Guernsey

The Private Trust Foundation - an Alternative to Private Trust Companies


By Natasha Kapp, Partner, Carey Olsen (01/02/2016)

Private trust companies (PTCs) are well-known in private wealth planning and are particularly attractive to ultra- high net worth families wanting to consolidate their various family interests in a bespoke private structure to take advantage of the many benefits, such as dedicated close involvement in management, in-house specialist knowledge and expertise, continuity, flexibility and potential costs efficiency which PTCs offer.

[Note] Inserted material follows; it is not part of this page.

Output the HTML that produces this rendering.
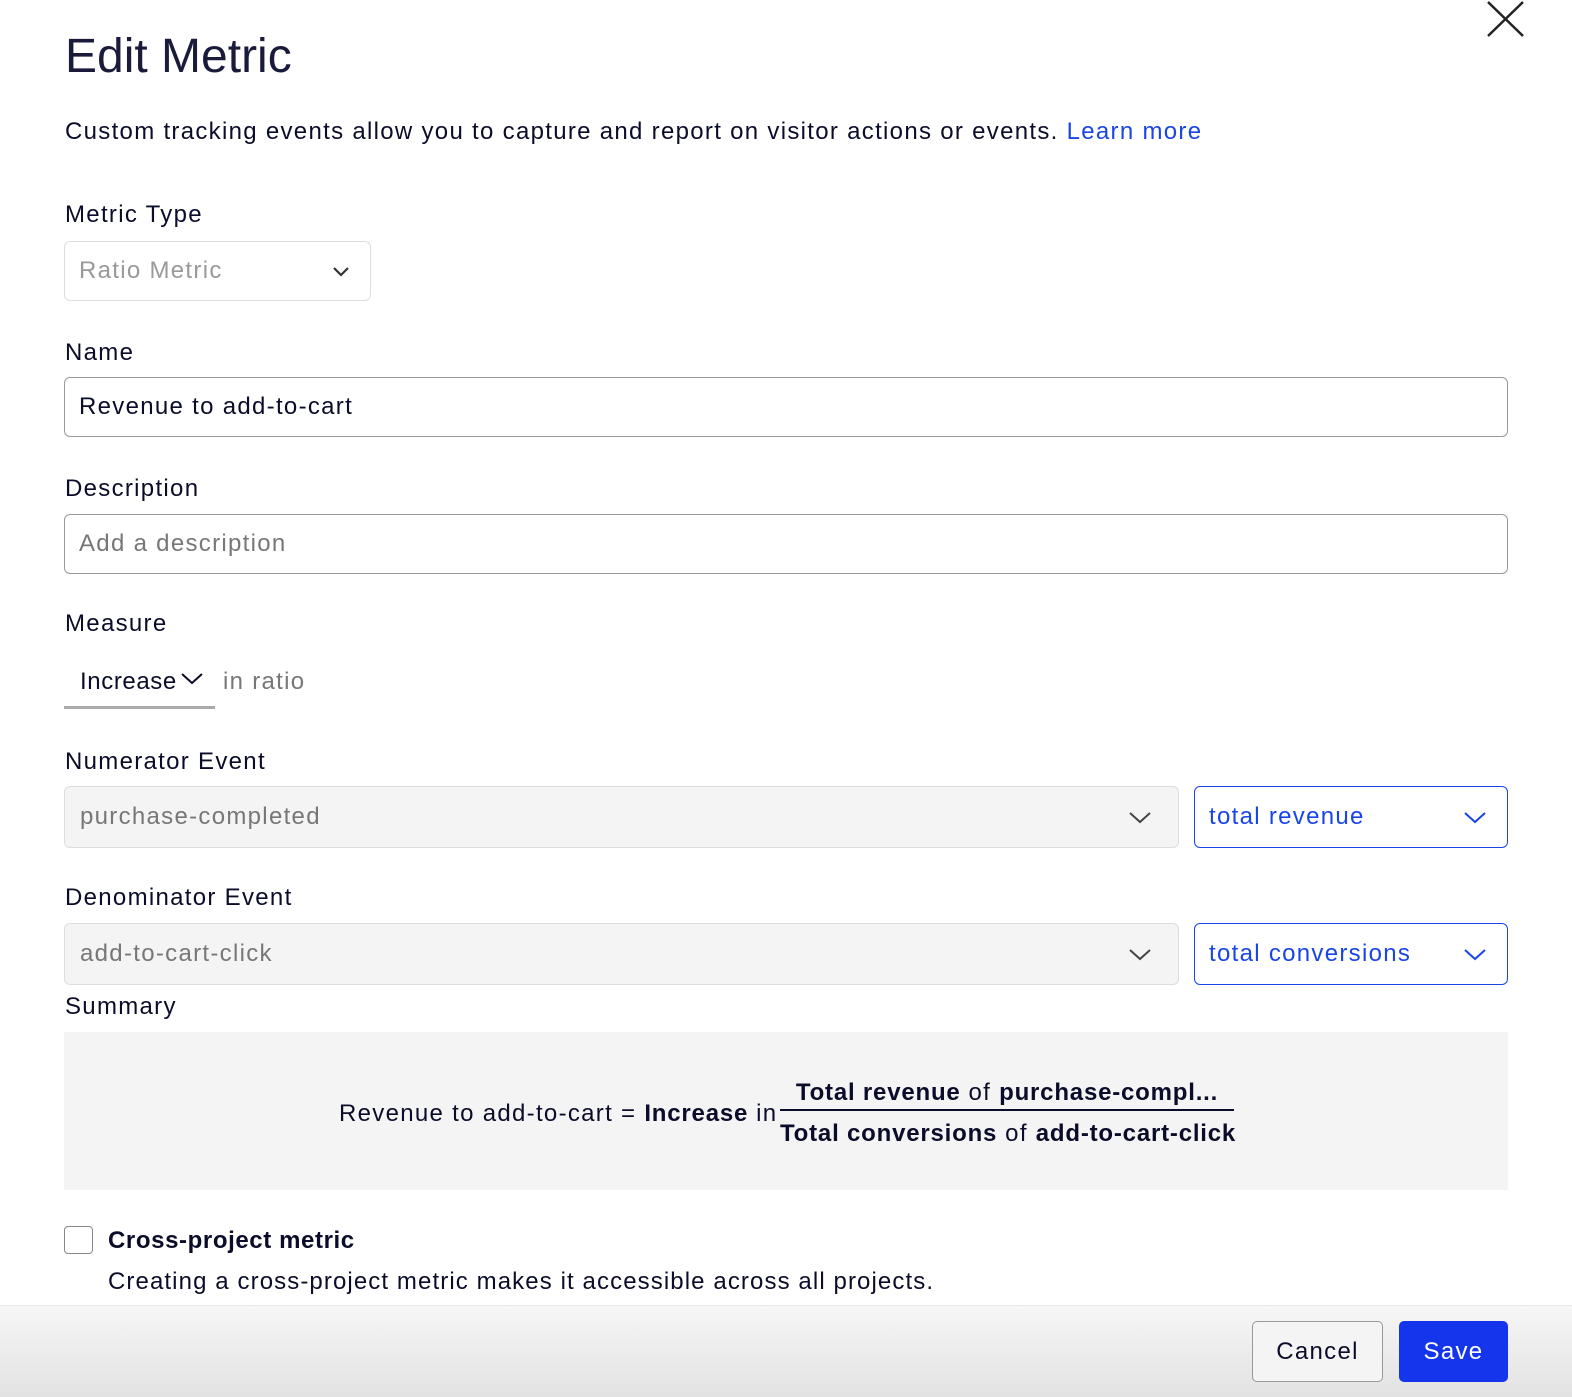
<!DOCTYPE html>
<html><head><style>
body{margin:0;width:1572px;height:1396px;background:#fff;font-family:"Liberation Sans",sans-serif;color:#0b0c2a;position:relative;overflow:hidden;letter-spacing:1.3px}
b{letter-spacing:0.8px}
.a{position:absolute}
.lbl{font-size:24px;left:65px}
.box{position:absolute;box-sizing:border-box;border:1px solid #b8b8b8;border-radius:6px;font-size:24px;padding-left:14px;display:flex;align-items:center}
.chev{position:absolute;right:20px;top:50%;margin-top:-6px}
</style></head><body>
<div class="a" style="left:65px;top:29px;font-size:48px;font-weight:300;color:#1a1b3a;letter-spacing:0">Edit Metric</div>
<svg class="a" style="left:1486px;top:0" width="40" height="38"><path d="M2 2L37 36M37 2L2 36" stroke="#222" stroke-width="2.5" fill="none"/></svg>
<div class="a" style="left:65px;top:118px;font-size:24px;white-space:nowrap">Custom tracking events allow you to capture and report on visitor actions or events. <span style="color:#1a45e6">Learn more</span></div>
<div class="a lbl" style="top:201px">Metric Type</div>
<div class="box" style="left:64px;top:241px;width:307px;height:60px;border-color:#ddd;color:#999">Ratio Metric<svg class="chev" width="18" height="12"><path d="M2 3L9 10L16 3" stroke="#333" stroke-width="2.2" fill="none"/></svg></div>
<div class="a lbl" style="top:339px">Name</div>
<div class="box" style="left:64px;top:377px;width:1444px;height:60px;border-color:#999">Revenue to add-to-cart</div>
<div class="a lbl" style="top:475px">Description</div>
<div class="box" style="left:64px;top:514px;width:1444px;height:60px;border-color:#999;color:#777">Add a description</div>
<div class="a lbl" style="top:610px">Measure</div>
<div class="a" style="left:80px;top:668px;font-size:24px;letter-spacing:0.6px">Increase</div>
<svg class="a" style="left:180px;top:672px" width="24" height="14"><path d="M2 2L12 11L22 2" stroke="#0b0c2a" stroke-width="2" fill="none"/></svg>
<div class="a" style="left:223px;top:668px;font-size:24px;color:#777">in ratio</div>
<div class="a" style="left:64px;top:706px;width:151px;height:3px;background:#aaa"></div>
<div class="a lbl" style="top:748px">Numerator Event</div>
<div class="box" style="left:64px;top:786px;width:1115px;height:62px;background:#f4f4f4;border-color:#ddd;color:#777;padding-left:15px">purchase-completed<svg class="chev" width="24" height="14" style="right:26px"><path d="M2 2L12 11L22 2" stroke="#444" stroke-width="2" fill="none"/></svg></div>
<div class="box" style="left:1194px;top:786px;width:314px;height:62px;border-color:#1a45e6;color:#1a45e6">total revenue<svg class="chev" width="24" height="14"><path d="M2 2L12 11L22 2" stroke="#1a45e6" stroke-width="2" fill="none"/></svg></div>
<div class="a lbl" style="top:884px">Denominator Event</div>
<div class="box" style="left:64px;top:923px;width:1115px;height:62px;background:#f4f4f4;border-color:#ddd;color:#777;padding-left:15px">add-to-cart-click<svg class="chev" width="24" height="14" style="right:26px"><path d="M2 2L12 11L22 2" stroke="#444" stroke-width="2" fill="none"/></svg></div>
<div class="box" style="left:1194px;top:923px;width:314px;height:62px;border-color:#1a45e6;color:#1a45e6">total conversions<svg class="chev" width="24" height="14"><path d="M2 2L12 11L22 2" stroke="#1a45e6" stroke-width="2" fill="none"/></svg></div>
<div class="a lbl" style="top:993px">Summary</div>
<div class="a" style="left:64px;top:1032px;width:1444px;height:158px;background:#f4f4f4"></div>
<div class="a" style="left:339px;top:1100px;font-size:24px;white-space:nowrap">Revenue to add-to-cart = <b>Increase</b> in</div>
<div class="a" style="left:780px;top:1079px;width:454px;text-align:center;font-size:24px;white-space:nowrap"><b>Total revenue</b> of <b>purchase-compl...</b></div>
<div class="a" style="left:780px;top:1109px;width:454px;height:2px;background:#0b0c2a"></div>
<div class="a" style="left:780px;top:1120px;width:454px;text-align:center;font-size:24px;white-space:nowrap"><b>Total conversions</b> of <b>add-to-cart-click</b></div>
<div class="a" style="left:64px;top:1226px;width:29px;height:28px;border:1.5px solid #888;border-radius:4px;box-sizing:border-box"></div>
<div class="a" style="left:108px;top:1227px;font-size:24px;font-weight:bold;letter-spacing:0.6px">Cross-project metric</div>
<div class="a" style="left:108px;top:1268px;font-size:24px;white-space:nowrap;letter-spacing:1.1px">Creating a cross-project metric makes it accessible across all projects.</div>
<div class="a" style="left:0;top:1305px;width:1572px;height:91px;background:linear-gradient(#f6f6f6,#e2e2e2);border-top:1px solid #e8e8e8"></div>
<div class="a" style="left:1252px;top:1321px;width:131px;height:61px;box-sizing:border-box;border:1px solid #999;border-radius:5px;background:#f4f4f4;font-size:24px;display:flex;align-items:center;justify-content:center">Cancel</div>
<div class="a" style="left:1399px;top:1321px;width:109px;height:61px;border-radius:5px;background:#1535ec;color:#fff;font-size:24px;display:flex;align-items:center;justify-content:center">Save</div>
</body></html>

Usually a double structure of a company and a trust are used to establish the PTC arrangement. A typical PTC is a limited company established for the sole purpose of acting as trustee of a trust or group of related trusts. In order to avoid issues arising from ownership or control of the PTC, the shares in the PTC are usually 'orphaned'.  In Guernsey this can be achieved by the shares being held by the trustee of a non-charitable purpose trust. Charitable trusts and companies limited by guarantee are also sometimes used to hold the shares in a PTC.

A typical Guernsey PTC structure might look as follows:

PTC Fig A

The introduction of foundations in Guernsey offers a rather neat alternative to the typical structure. A Guernsey Foundation can be used to replace both the PTC and the purpose trust, removing an additional layer of administration and cost.   

A foundation can be established for the sole purpose of acting as a trustee. As a legal person of full corporate capacity, a foundation could act and exercise all the powers and would be bound to the obligations of a trustee in the same manner as any trustee which is a company. Unlike a company, a foundation has no members or shareholders, and is therefore already an orphaned structure. Accordingly there is no need to establish a trust or other holding vehicle to deal with issues arising from ownership and control.

The result is a simplified single structure consisting of a private trust foundation (PTF).

 NKappFig2

 

In contrast to directors of companies who owe fiduciary duties to the company, councillors owe a duty to the foundation to act in good faith in the exercise of their functions.  As the foundation is established for a purpose and has no beneficiaries, a guardian will be required. A guardian has a duty to the founder and the beneficiaries to act in good faith and ‘en bon pere de famille’ to enforce the constitution and the purpose. It is not mandatory to have a Guernsey licensed fiduciary on the council or as guardian.

As The Regulation of Fiduciaries, Administration Businesses and Company Directors, etc (Bailiwick of Guernsey) Law, 2000 (the ‘Fiduciaries Law’) only applies to fiduciary services provided by way of business, like a PTC, a PTF does not need a fiduciary licence in Guernsey if the PTF is not paid for its services as trustee. If it is paid, directly or indirectly, a PTF will be deemed to be carrying on business and fall within the ambit of the Fiduciaries Law. PTFs will generally need on-going funding, particularly in complicated structures, and rather than having to fund the PTF upfront, the PTF may wish to charge administrative or management fees to the structures under its control. In that case the PTF will either need to apply for a fiduciary license or alternatively an exemption under the Fiduciaries Law. The Guernsey Financial Services Commission (the Commission) has a discretion whether or not to grant such an exemption.   

The Commission evaluates each application on its own merits. Historically exemptions have generally been granted for PTCs on condition that the PTC does not offer its services to the public but that these are limited to a particular family or connected group of persons.  The Commission would normally require that the board of the PTC includes at least one corporate director holding a full fiduciary license and that the licensee is responsible for the administration of the PTC.  The same considerations should apply as for any application for an exemption for a PTC. The Commission considers applications on a case by case basis and has a discretion whether or not to grant a PTF an exemption from the requirement to hold a fiduciary license.

Conclusion

The establishment of a private trust foundation may be a useful alternative to the customary PTC. Benefits of the PTF would include the avoidance of the complexity and cost required by the ‘double’ company and trust required for the typical PTC structure and the simplicity of a single entity with real personality. A PTF should be able to obtain an exemption from the requirement to hold a fiduciary license under the Fiduciaries Law provided it does not provide services to the public but acts as trustee of trusts established for a family or closely defined group of beneficiaries and there is an appropriate level of involvement by a local fully licensed fiduciary.